__SET EXERCISE__. Note how many lines in the entries contain the string "this", then give that number and nothing else.
+++ STORED DATA +++
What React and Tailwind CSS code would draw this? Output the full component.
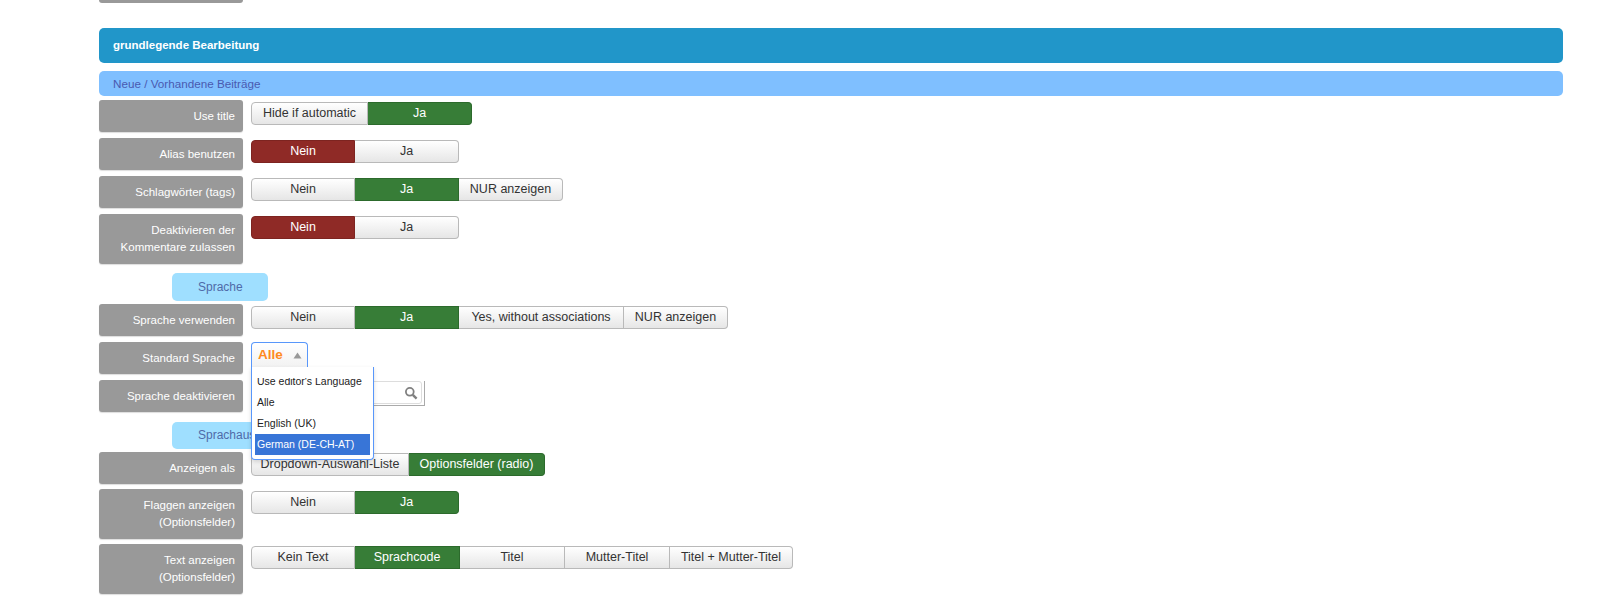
import React from "react";

const ON_GREEN = "on";
const ON_RED = "off";

const Toggle = ({ items, active, tone = ON_GREEN, widths, className = "mt-[2px]" }) => {
  return (
    <div className={`flex h-[23px] ${className}`}>
      {items.map((item, i) => {
        const isOn = i === active;
        const first = i === 0;
        const last = i === items.length - 1;
        return (
          <div
            key={item}
            style={{ width: widths ? widths[i] : 104 }}
            className={`flex items-center justify-center whitespace-nowrap border-y border-r pb-px text-[12.5px] ${first ? "rounded-l-[4px] border-l" : ""} ${last ? "rounded-r-[4px]" : ""} ${
              isOn
                ? tone === ON_RED
                  ? "border-[#7d2420] bg-[#8f2a26] text-white"
                  : "border-[#2c6a2c] bg-[#377d37] text-white"
                : "border-[#b9b9b9] bg-gradient-to-b from-white to-[#e6e6e6] text-[#333]"
            }`}
          >
            {item}
          </div>
        );
      })}
    </div>
  );
};

const Label = ({ children, tall }) => (
  <div className={`w-[144px] shrink-0 rounded-[3px] bg-[#999] pr-[8px] pt-[8px] text-right text-[11.5px] leading-[17px] text-white shadow-[0_1px_1px_#ddd] ${tall ? "h-[50px]" : "h-8"}`}>
    {children}
  </div>
);

const Row = ({ label, tall, className = "mb-[6px]", children }) => (
  <div className={`flex gap-[8px] ${className}`}>
    <Label tall={tall}>{label}</Label>
    <div>{children}</div>
  </div>
);

const Pill = ({ children, className }) => (
  <div className={`ml-[73px] w-[96px] overflow-hidden whitespace-nowrap rounded-[5px] bg-[#9fdfff] pl-[26px] text-[12px] text-[#4f6aa8] ${className}`}>
    {children}
  </div>
);

const SearchIcon = () => (
  <svg width="14" height="14" viewBox="0 0 14 14" fill="none" stroke="#808080" strokeWidth="1.8">
    <circle cx="5.8" cy="5.8" r="3.9" />
    <path d="M8.8 8.8 L12.6 12.6" strokeWidth="2.4" />
  </svg>
);

const LanguageSelect = () => {
  const options = ["Use editor's Language", "Alle", "English (UK)", "German (DE-CH-AT)"];
  return (
    <div className="relative z-10 w-[57px]">
      <div className="flex h-[32px] items-start gap-[10px] rounded-t-[4px] border border-b-0 border-[#5897fb] bg-gradient-to-b from-white to-[#eee] pl-[6px] pt-[2px] text-[13.5px] font-bold text-[#ff8a1f]">
        Alle
        <svg width="9" height="7" viewBox="0 0 9 7" className="mt-[7px]">
          <path d="M4.5 0.5 L8.5 6.5 L0.5 6.5 Z" fill="#999" />
        </svg>
      </div>
      <div className="absolute left-0 top-[25px] h-[93px] w-[123px] rounded-b-[4px] border border-t-0 border-[#5897fb] bg-white px-[3px] pt-[11px] text-[10.5px] text-[#222] shadow-[0_2px_4px_rgba(0,0,0,0.15)]">
        <div className="overflow-hidden">
          {options.map((option, i) => (
            <div
              key={option}
              className={`flex h-[21px] items-center whitespace-nowrap pl-[2px] ${i === 0 ? "mt-[-7px]" : ""} ${i === 3 ? "bg-[#3875d7] text-white" : ""}`}
            >
              {option}
            </div>
          ))}
        </div>
      </div>
    </div>
  );
};

const App = () => {
  return (
    <div className="h-[598px] overflow-hidden bg-white pl-[99px] pr-[37px] font-['Liberation_Sans',Arial,sans-serif]">
      <div className="h-[3px] w-[144px] rounded-b-[3px] bg-[#999]" />

      <div className="mt-[25px] flex h-[35px] items-center rounded-[5px] bg-[#2196c9] pl-[14px] pt-px text-[11.5px] font-bold text-white">
        grundlegende Bearbeitung
      </div>
      <div className="mt-[8px] flex h-[25px] items-center rounded-[5px] bg-[#7fbfff] pl-[14px] text-[11.7px] text-[#4a5ab0]">
        Neue / Vorhandene Beiträge
      </div>

      <div className="mt-[4px]">
        <Row label="Use title">
          <Toggle items={["Hide if automatic", "Ja"]} active={1} widths={[117, 104]} />
        </Row>
        <Row label="Alias benutzen">
          <Toggle items={["Nein", "Ja"]} active={0} tone={ON_RED} />
        </Row>
        <Row label="Schlagwörter (tags)">
          <Toggle items={["Nein", "Ja", "NUR anzeigen"]} active={1} />
        </Row>
        <Row label={<>Deaktivieren der<br />Kommentare zulassen</>} tall className="mb-[9px]">
          <Toggle items={["Nein", "Ja"]} active={0} tone={ON_RED} />
        </Row>

        <Pill className="mb-[3px] h-[28px] leading-[28px]">Sprache</Pill>

        <Row label="Sprache verwenden">
          <Toggle items={["Nein", "Ja", "Yes, without associations", "NUR anzeigen"]} active={1} widths={[104, 104, 165, 104]} />
        </Row>
        <Row label="Standard Sprache">
          <LanguageSelect />
        </Row>
        <Row label="Sprache deaktivieren" className="mb-[10px]">
          {/* outer frame has no top edge, only the inner field does */}
          <div className="mt-[1px] h-[25px] w-[174px] border-r border-b border-[#aaa] pr-[2px]">
            <div className="flex h-[23px] w-full items-center justify-end rounded-[3px] border border-[#ddd] pr-[3px]">
              <SearchIcon />
            </div>
          </div>
        </Row>

        <Pill className="mb-[3px] h-[27px] leading-[27px]">Sprachauswahl</Pill>

        <Row label="Anzeigen als" className="mb-[5px]">
          <Toggle items={["Dropdown-Auswahl-Liste", "Optionsfelder (radio)"]} active={1} widths={[158, 136]} className="mt-px" />
        </Row>
        <Row label={<>Flaggen anzeigen<br />(Optionsfelder)</>} tall className="mb-[5px]">
          <Toggle items={["Nein", "Ja"]} active={1} />
        </Row>
        <Row label={<>Text anzeigen<br />(Optionsfelder)</>} tall>
          <Toggle items={["Kein Text", "Sprachcode", "Titel", "Mutter-Titel", "Titel + Mutter-Titel"]} active={1} widths={[104, 105, 105, 105, 123]} />
        </Row>
      </div>
    </div>
  );
};

export default App;
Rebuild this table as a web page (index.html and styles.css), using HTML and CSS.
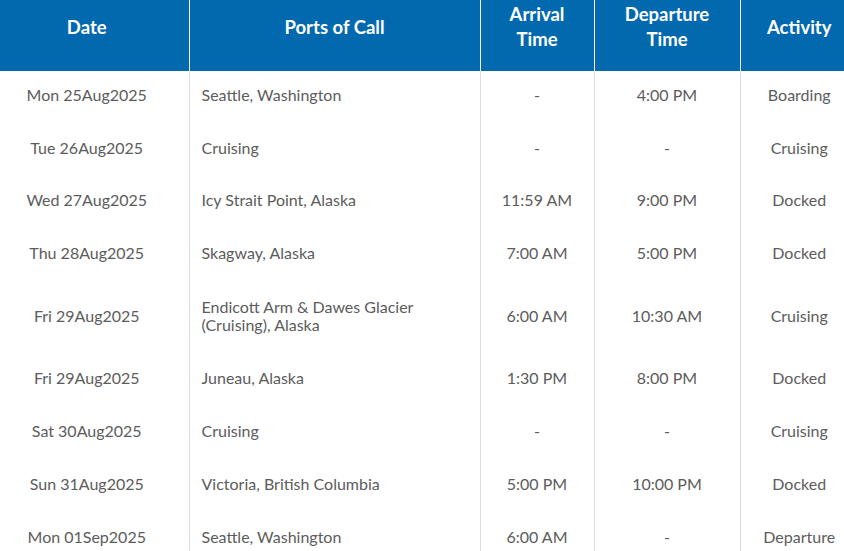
FILE: index.html
```html
<!DOCTYPE html>
<html>
<head>
<meta charset="utf-8">
<link rel="stylesheet" href="styles.css">
</head>
<body>
<table class="itin">
  <colgroup>
    <col class="c-date"><col class="c-port"><col class="c-arr"><col class="c-dep"><col class="c-act">
  </colgroup>
  <thead>
    <tr>
      <th class="date">Date</th>
      <th>Ports of Call</th>
      <th>Arrival<br>Time</th>
      <th>Departure<br>Time</th>
      <th class="act">Activity</th>
    </tr>
  </thead>
  <tbody>
    <tr><td class="date">Mon 25Aug2025</td><td class="port">Seattle, Washington</td><td>-</td><td>4:00 PM</td><td class="act">Boarding</td></tr>
    <tr><td class="date">Tue 26Aug2025</td><td class="port">Cruising</td><td>-</td><td>-</td><td class="act">Cruising</td></tr>
    <tr><td class="date">Wed 27Aug2025</td><td class="port">Icy Strait Point, Alaska</td><td>11:59 AM</td><td>9:00 PM</td><td class="act">Docked</td></tr>
    <tr><td class="date">Thu 28Aug2025</td><td class="port">Skagway, Alaska</td><td>7:00 AM</td><td>5:00 PM</td><td class="act">Docked</td></tr>
    <tr><td class="date">Fri 29Aug2025</td><td class="port port-wrap">Endicott Arm &amp; Dawes Glacier<br>(Cruising), Alaska</td><td>6:00 AM</td><td>10:30 AM</td><td class="act">Cruising</td></tr>
    <tr><td class="date">Fri 29Aug2025</td><td class="port">Juneau, Alaska</td><td>1:30 PM</td><td>8:00 PM</td><td class="act">Docked</td></tr>
    <tr><td class="date">Sat 30Aug2025</td><td class="port">Cruising</td><td>-</td><td>-</td><td class="act">Cruising</td></tr>
    <tr><td class="date">Sun 31Aug2025</td><td class="port">Victoria, British Columbia</td><td>5:00 PM</td><td>10:00 PM</td><td class="act">Docked</td></tr>
    <tr><td class="date">Mon 01Sep2025</td><td class="port">Seattle, Washington</td><td>6:00 AM</td><td>-</td><td class="act">Departure</td></tr>
  </tbody>
</table>
</body>
</html>
```
FILE: styles.css
```css
html, body {
  margin: 0;
  padding: 0;
  background: #fff;
}
body {
  font-family: Lato, "Open Sans", sans-serif;
  width: 844px;
  overflow: hidden;
}
.itin {
  width: 844px;
  border-collapse: collapse;
  table-layout: fixed;
}
.c-date { width: 189px; }
.c-port { width: 291px; }
.c-arr { width: 114px; }
.c-dep { width: 146px; }
.c-act { width: 104px; }
.itin th {
  background: #0369ae;
  color: #fff;
  font-weight: bold;
  font-size: 18.5px;
  line-height: 25px;
  height: 71px;
  box-sizing: border-box;
  padding: 2px 4px 19px;
  text-align: center;
  vertical-align: middle;
  border-left: 1px solid #fff;
}
.itin th:first-child, .itin td:first-child { border-left: none; }
.itin td {
  color: #5c5c5c;
  font-size: 16px;
  line-height: 18px;
  padding: 14.8px 6px 20px;
  text-align: center;
  vertical-align: middle;
  border-left: 1px solid #dcdcdc;
}
.itin .date { padding-left: 0; padding-right: 15px; }
.itin .act { padding-left: 14px; padding-right: 0; }
.itin td.port { text-align: left; padding-left: 12px; }
.itin td.port-wrap { padding-top: 16px; padding-bottom: 20.2px; }
```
+++
__TASK RESULT__. 2